I started getting pissed off at people who comment about my life choices. People who say I’m too picky and that’s why I’m still single. Friends who tell me I’m not making myself available or that I should/shouldn’t be dating so and so because (fill in various reasons here). Guys who say things that hurt me even though they probably have no idea they are.
I started feeling sorry for myself. I started feeling alone. I started wondering if I had any friends at all because at that moment, I didn’t feel like I could call anyone or talk to anyone. Nobody would understand anyway, and they’d just get annoyed at me for complaining.
And finally, I thought about how I didn’t have anyone to go to the movies with. (Which was a ridiculous thought since earlier that day, before “The Tantrum that Ended it All,” I had been willing to watch a movie alone while the rest of my family saw a different one).
But don’t ever try to talk sense to me when I’m in a mood, or I will claw your eyes out like a cat being forced to take a bath.
So at the end of this thought process, I went to bed early.
I’d like to say I woke this morning feeling refreshed and revived and ready to take on the world once more.

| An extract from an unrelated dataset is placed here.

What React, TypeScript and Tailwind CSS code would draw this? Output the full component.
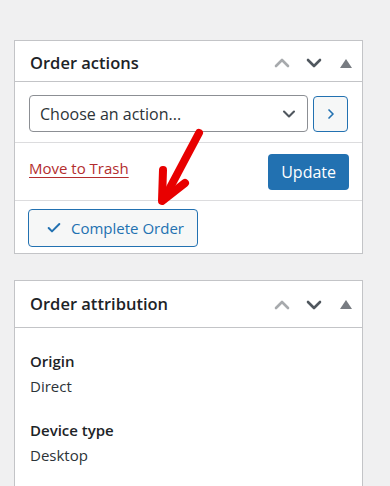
import { Check, ChevronDown, ChevronRight, ChevronUp } from "lucide-react";

function PanelHeader({ title, tall }: { title: string; tall?: boolean }) {
  return (
    <div
      className={
        tall
          ? "flex h-[47px] items-center border-b border-[#c3c4c7] pl-[15px] pt-[1px]"
          : "flex h-[41px] items-center border-b border-[#c3c4c7] pl-[15px] pt-[4px]"
      }
    >
      <h2 className="flex-1 text-[16.5px] font-semibold text-[#1d2327]">{title}</h2>
      <div className="flex items-center">
        <span className="flex w-[32px] justify-center text-[#a7aaad]">
          <ChevronUp className="h-[24px] w-[24px]" strokeWidth={2.6} />
        </span>
        <span className="flex w-[32px] justify-center text-[#50575e]">
          <ChevronDown className="h-[24px] w-[24px]" strokeWidth={2.6} />
        </span>
        <span className="flex w-[32px] justify-center">
          <svg width="12" height="9" viewBox="0 0 12 9">
            <polygon points="6,0 12,9 0,9" fill="#787c82" />
          </svg>
        </span>
      </div>
    </div>
  );
}

function Field({ label, value }: { label: string; value: string }) {
  return (
    <div className="flex flex-col gap-[2px]">
      <span className="text-[15px] font-semibold text-[#1d2327]">{label}</span>
      <span className="text-[15px] text-[#2c3338]">{value}</span>
    </div>
  );
}

export default function App() {
  return (
    <div
      className="relative h-[486px] overflow-hidden bg-[#f0f0f1] pl-[14px] pr-[27px] pt-[40px]"
      style={{ fontFamily: '"Open Sans", "Noto Sans", sans-serif' }}
    >
      <div className="border border-[#c3c4c7] bg-white">
        <PanelHeader title="Order actions" />
        <div className="flex items-center gap-[5px] border-b border-[#dcdcde] px-[14px] pb-[10px] pt-[13px]">
          <div className="flex h-[37px] flex-1 items-center justify-between rounded-[4px] border border-[#8c8f94] pl-[10px] pr-[8px]">
            <span className="text-[16px] text-[#2c3338]">Choose an action...</span>
            <ChevronDown className="h-[20px] w-[20px] text-[#50575e]" strokeWidth={2.5} />
          </div>
          <button className="flex h-[36px] w-[35px] items-center justify-center rounded-[4px] border border-[#2271b1] bg-[#f6f7f7] text-[#2271b1]">
            <ChevronRight className="h-[16px] w-[16px]" strokeWidth={2.5} />
          </button>
        </div>
        <div className="flex items-center justify-between border-b border-[#dcdcde] pb-[10px] pl-[14px] pr-[13px] pt-[11px]">
          <a className="mb-[7px] text-[15px] text-[#b32d2e] underline decoration-[1px] underline-offset-[3px]">
            Move to Trash
          </a>
          <button className="h-[36px] rounded-[4px] bg-[#2271b1] px-[13px] text-[16px] text-white">
            Update
          </button>
        </div>
        <div className="px-[13px] pb-[6px] pt-[8px]">
          <button className="flex h-[38px] items-center gap-[9px] rounded-[4px] border border-[#2271b1] bg-[#f6f7f7] pl-[17px] pr-[13px] text-[15px] text-[#2271b1]">
            <Check className="h-[16px] w-[16px]" strokeWidth={3} />
            Complete Order
          </button>
        </div>
      </div>

      <div className="mt-[26px] h-[300px] border border-[#c3c4c7] bg-white">
        <PanelHeader title="Order attribution" tall />
        <div className="flex flex-col gap-[22px] px-[15px] pt-[22px]">
          <Field label="Origin" value="Direct" />
          <Field label="Device type" value="Desktop" />
        </div>
      </div>

      <svg
        className="absolute left-[150px] top-[122px]"
        width="60"
        height="90"
        viewBox="150 122 60 90"
      >
        <g stroke="#e80000" strokeWidth="8" strokeLinecap="round" strokeLinejoin="round" fill="none">
          <line x1="199" y1="133" x2="164" y2="199" />
          <polyline points="163,170 162,201 185,183" />
        </g>
      </svg>
    </div>
  );
}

But no, I had a sore throat, and I was freezing, and it was 4:30 am, and I had freaking work.
And I was picking at frozen black bean puree, trying to make a product sample, just as in real life, I felt like I was chiseling at the frozen heart of someone who could never like me enough no matter how hard I tried.

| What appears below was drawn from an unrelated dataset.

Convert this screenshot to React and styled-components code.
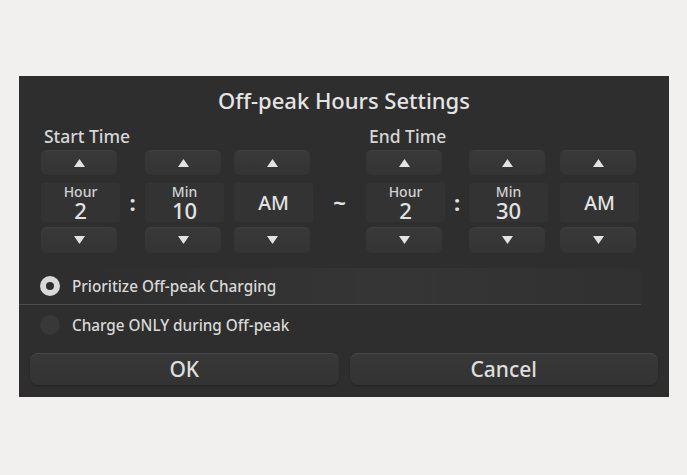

Like any other sensible person with an addiction to social media, I posted something on Facebook about how horrible I felt. Right away, friends showed their concern.
But what really cheered me up was when my friend who is pregnant with her first child emailed me her daughter’s name. It cheered me up for two reasons. One, I realized the future world won’t be composed of ALL spoiled brats because there will be parents who will teach and discipline their kids to do what IS right and to have manners.
And two, the name of this baby girl is also a shortened version of a name I chose to name one of my characters and my darling kitten as well. It’s a name that means “Dawn.” A name that makes me remember the sunshine. And hope.
My mom tells my brother that he needs to learn to let it go. Yes, just like the Frozen song. Let the crappy thoughts go. Stop dwelling on poison.
Guess I should do the same.
In the words of Philippians 4:8, “Whatever is true, whatever is noble, whatever is right, whatever is pure, whatever is lovely, whatever is admirable—if anything is excellent or praiseworthy—think about such things.”
Yes, I know there will inevitably be times when I’ll have to go to the movies alone, but it won’t be all the time. Most of the time, I will have friends and family to go with me. Even when I don’t, I won’t truly be alone because God will never leave nor forsake me.
There will always be those people who say offensive things (even if well-meaning), people who will never understand nor choose to try to understand how it feels to have an autistic loved one.
But there will always be the people who WILL try to understand. And those are the people who matter.